I expect that in time, China will develop an indigenous metal detector industry just as we see developing in the former Soviet Bloc nations, designs home-brewed by engineers who understand both electronics and metal detecting. By that time I suppose China will be a first world nation and the USA will be a third world nation and the actual manufacturing will be done here.
Here in El Paso-Juarez, a traditional low cost manufacturing hub, we're caught in the middle between the rise of China and the fall of the USA. Some of the stuff that companies sent to China is starting to trickle back now that the Sinaloa Cartel has defeated the Juarez Cartel and druglord wars are winding down. (If you're wondering which cartel had the monopoly the whole time on the USA side of the border, avoiding the bloodshed, we're talking
the same drug corridor here!, think for about 60 seconds which US government agency has never named the cartel that controls the traffic between El Paso and Chicago, and why it's impossible to get the federal government to legalize weed. If 60 seconds isn't enough to arrive at the correct conclusion, you haven't been paying attention.)
We do business globally, and China is one of the countries in which we both buy and sell. Two of our BH products designed here are manufactured in China by a manufacturer whom we trust, and we've never seen those products show up as clones. One of those products we also manufacture here since that gives us more flexibility to meet sudden changes in demand.
The GB2 is never going to be made in China. The reason is simple: no Chinese manufacturer would even be tempted. Too difficult.
--Dave J.
PS: on that dope thing, I have friends & family in and from northern Calif to Washington, a region of both cannabis production and of legalization. They've come to the conclusion that the problem the feds have with the stuff is not Reefer Madness, but that the domestic industry undercuts the DEA's drug business which is based on control of drug flow through ports of entry. Thus does the federal government suppress local industry and the tax base which legalization could make possible, in favor of its lucrative arrangement with foreign production and international criminals. The whole thing is so attractive to politicians that neither the Republiphant nor Democronkey hypocrites can muster the guts to say NO to it.

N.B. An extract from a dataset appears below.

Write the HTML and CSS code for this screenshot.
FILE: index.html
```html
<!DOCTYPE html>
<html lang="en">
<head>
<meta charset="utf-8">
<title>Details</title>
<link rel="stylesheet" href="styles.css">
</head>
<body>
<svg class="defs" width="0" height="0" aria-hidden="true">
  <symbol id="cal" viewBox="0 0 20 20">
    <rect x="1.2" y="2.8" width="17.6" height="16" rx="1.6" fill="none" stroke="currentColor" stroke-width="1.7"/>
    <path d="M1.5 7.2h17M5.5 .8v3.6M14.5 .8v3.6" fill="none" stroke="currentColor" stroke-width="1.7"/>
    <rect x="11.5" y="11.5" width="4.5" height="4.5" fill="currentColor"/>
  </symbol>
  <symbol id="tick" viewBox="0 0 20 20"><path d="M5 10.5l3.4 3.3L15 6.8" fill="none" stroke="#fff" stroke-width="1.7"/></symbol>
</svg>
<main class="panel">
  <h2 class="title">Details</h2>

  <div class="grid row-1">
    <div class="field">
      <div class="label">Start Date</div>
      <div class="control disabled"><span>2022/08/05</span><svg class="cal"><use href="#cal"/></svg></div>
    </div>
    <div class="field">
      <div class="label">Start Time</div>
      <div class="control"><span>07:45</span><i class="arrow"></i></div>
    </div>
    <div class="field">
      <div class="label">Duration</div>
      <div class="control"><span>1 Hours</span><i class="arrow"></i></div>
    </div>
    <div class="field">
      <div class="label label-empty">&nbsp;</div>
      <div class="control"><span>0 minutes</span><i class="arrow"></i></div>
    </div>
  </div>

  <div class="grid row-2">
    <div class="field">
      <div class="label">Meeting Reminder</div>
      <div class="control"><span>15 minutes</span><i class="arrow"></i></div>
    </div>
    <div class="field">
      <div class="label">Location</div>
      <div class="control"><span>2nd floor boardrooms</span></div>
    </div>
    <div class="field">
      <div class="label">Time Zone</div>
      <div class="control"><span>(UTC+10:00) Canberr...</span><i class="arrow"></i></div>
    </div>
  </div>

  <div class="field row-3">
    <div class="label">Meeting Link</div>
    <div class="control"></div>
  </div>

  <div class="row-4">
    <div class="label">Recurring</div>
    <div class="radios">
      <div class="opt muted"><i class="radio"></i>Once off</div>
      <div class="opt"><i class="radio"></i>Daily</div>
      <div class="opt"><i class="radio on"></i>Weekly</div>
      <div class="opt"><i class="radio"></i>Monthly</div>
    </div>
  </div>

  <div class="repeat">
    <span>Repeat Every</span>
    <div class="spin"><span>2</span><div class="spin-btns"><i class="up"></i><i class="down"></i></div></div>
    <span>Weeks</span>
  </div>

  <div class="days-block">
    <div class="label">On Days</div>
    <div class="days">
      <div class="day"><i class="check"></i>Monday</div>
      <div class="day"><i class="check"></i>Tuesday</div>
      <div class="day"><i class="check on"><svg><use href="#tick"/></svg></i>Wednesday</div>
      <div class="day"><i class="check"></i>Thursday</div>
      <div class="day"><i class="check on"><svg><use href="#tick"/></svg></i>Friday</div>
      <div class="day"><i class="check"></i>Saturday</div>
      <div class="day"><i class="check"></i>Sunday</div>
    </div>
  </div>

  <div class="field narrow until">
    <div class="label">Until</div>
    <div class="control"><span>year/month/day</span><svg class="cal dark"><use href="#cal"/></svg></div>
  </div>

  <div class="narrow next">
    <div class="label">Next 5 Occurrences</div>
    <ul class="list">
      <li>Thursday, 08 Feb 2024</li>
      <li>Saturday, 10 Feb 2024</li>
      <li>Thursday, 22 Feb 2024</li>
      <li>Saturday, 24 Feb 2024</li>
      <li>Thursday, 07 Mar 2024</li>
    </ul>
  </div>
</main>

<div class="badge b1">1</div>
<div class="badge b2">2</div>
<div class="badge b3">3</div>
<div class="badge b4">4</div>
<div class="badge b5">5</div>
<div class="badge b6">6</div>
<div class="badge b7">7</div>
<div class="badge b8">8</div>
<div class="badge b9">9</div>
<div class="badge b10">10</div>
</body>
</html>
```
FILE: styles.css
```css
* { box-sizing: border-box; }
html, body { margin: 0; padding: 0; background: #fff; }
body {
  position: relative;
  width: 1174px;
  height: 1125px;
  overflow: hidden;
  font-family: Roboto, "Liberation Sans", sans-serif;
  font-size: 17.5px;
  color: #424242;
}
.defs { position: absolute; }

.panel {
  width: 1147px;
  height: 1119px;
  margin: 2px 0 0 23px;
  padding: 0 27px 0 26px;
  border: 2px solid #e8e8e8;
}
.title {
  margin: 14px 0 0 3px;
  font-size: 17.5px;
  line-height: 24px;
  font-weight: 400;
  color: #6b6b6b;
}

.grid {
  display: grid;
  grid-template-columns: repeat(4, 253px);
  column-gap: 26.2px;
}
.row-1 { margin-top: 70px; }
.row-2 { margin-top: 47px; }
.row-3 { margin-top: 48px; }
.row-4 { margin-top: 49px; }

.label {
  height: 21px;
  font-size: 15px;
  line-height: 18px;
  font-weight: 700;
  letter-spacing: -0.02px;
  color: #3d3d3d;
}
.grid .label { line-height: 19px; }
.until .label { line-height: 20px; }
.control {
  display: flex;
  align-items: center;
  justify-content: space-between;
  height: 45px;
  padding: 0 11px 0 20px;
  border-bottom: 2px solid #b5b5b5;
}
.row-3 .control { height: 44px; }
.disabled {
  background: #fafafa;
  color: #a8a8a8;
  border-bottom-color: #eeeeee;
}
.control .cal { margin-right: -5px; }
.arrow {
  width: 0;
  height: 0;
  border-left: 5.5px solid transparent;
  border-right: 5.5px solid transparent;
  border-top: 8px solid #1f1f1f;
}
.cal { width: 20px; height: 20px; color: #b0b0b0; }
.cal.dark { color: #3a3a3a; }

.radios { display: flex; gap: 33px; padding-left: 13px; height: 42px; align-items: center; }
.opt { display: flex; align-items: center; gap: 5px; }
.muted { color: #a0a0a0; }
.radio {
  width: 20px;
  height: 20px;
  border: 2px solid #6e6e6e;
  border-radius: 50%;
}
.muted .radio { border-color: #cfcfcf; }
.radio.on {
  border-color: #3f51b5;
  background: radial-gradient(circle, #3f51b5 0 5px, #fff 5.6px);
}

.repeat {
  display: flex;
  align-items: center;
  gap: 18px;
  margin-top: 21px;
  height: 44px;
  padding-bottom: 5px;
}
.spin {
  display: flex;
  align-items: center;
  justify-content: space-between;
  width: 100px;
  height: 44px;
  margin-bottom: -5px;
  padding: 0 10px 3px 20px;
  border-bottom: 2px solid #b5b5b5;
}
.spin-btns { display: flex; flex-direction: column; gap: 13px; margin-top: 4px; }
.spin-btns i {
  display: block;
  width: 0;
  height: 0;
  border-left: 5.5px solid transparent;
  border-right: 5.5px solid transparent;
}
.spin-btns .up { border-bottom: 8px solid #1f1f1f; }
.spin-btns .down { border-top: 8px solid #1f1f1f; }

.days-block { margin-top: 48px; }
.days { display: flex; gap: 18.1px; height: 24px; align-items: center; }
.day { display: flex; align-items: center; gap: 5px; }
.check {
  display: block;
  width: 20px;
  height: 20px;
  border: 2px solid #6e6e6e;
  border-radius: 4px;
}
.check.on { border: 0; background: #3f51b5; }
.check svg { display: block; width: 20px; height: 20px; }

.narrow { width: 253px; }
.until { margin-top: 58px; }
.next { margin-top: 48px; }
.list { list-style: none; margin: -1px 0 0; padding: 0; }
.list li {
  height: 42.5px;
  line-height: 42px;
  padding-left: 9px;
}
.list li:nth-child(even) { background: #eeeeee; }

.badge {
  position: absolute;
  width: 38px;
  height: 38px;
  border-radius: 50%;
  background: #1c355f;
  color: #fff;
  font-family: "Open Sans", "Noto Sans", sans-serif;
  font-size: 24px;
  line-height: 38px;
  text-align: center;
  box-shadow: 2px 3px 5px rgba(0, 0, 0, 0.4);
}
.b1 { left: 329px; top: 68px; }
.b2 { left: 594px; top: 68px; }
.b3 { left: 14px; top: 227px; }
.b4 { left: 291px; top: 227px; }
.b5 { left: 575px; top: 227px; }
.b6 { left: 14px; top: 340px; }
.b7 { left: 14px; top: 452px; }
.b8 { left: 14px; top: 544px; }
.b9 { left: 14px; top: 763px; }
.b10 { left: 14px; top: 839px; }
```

I live half an hour's walk from the Zaragoza port of entry where the DEA takes control over Mexican dope cartel shipments. Since the stuff don't disappear somewhere in Kansas, it's not going by car and truck, it's going by air. I-10 however provides a convenient truck corridor to the Dallas area, since for half the way I-10 is darn near the only road in town and it's easy to hire a follow vehicle to keep track of the truck. The follow vehicle doesn't even need to know why they've been hired to do the job, or who it was really who hired them to do it.
*****
And that brings me to another subject, the other collaborators, the TSA. The stuff mostly goes by air because by air you can bypass the local cops who might accidently screw things up. That means TSA has to be in on the deal. Since El Paso is a major dope distribution hub with a minor airport, at El Paso International, dope has to run TSA policy. What I've figured out so far is that they're exceptionally good at theft of perfectly legitimate cash and computers, and absent from the picture of dope seizures.
Dope seizures in El Paso are either from freelancers, or for show. The ones for show are typically (allegedly) of big shipments in garage "safe house" trans-shipment points, but somehow these show busts never lead to trials, one suspects that the whole story was fabricated by the DEA and fed to the El Paso Times with instructions to print it if they know what's good for them. The only light at the end of the tunnel from Washington DC is the FBI, who can't touch the DEA and TSA but who can at least investigate our local politicians and weed out the ones so corrupt that they are vulnerable to attempts by the Mexican dope cartels to move the de facto border north of the Rio Grande. Thus does the FBI find something useful to do, it works for us in El Paso.
Gotta put in a good word here for Juarez-El Paso. We are one metropolis divided by an international political border. There for several years, Juarez was the most violent city in the western hemisphere and El Paso was very nearly the safest city in the USA. What a difference a fence makes! The fence that counted wasn't the physical one: after all every day tens of thousands of people cross the border both ways. The fence that mattered was the political one. On this side of the Rio Grande, the message to Mexico is that the cartel is the US Government and remember this fact always. Drug wars in Chicago are old news everyone's used to, but drug wars in El Paso would look like the USA lost control of its borders, it would be a political disaster and bring in the US Army. And by the way, the Mexican federal government doesn't want a thing like that to happen, they remember who Pershing and Scott were even if you don't. ........The thing seems to have come to its logical conclusion: thanks to the recent change in Mexican government, Mexico is back in the business of assigning druglord territories, not fighting dope as such, and that makes it possible for Mexico and the USA to fight the drug trade again as partners by making as much money off the damn thing as possible. The bad news is the cost of prisons, but politicians love prisons! The good news is that in another couple years Juarez may be stabilized enough that I can walk the bridge across the sandwash again without having to fear for my life.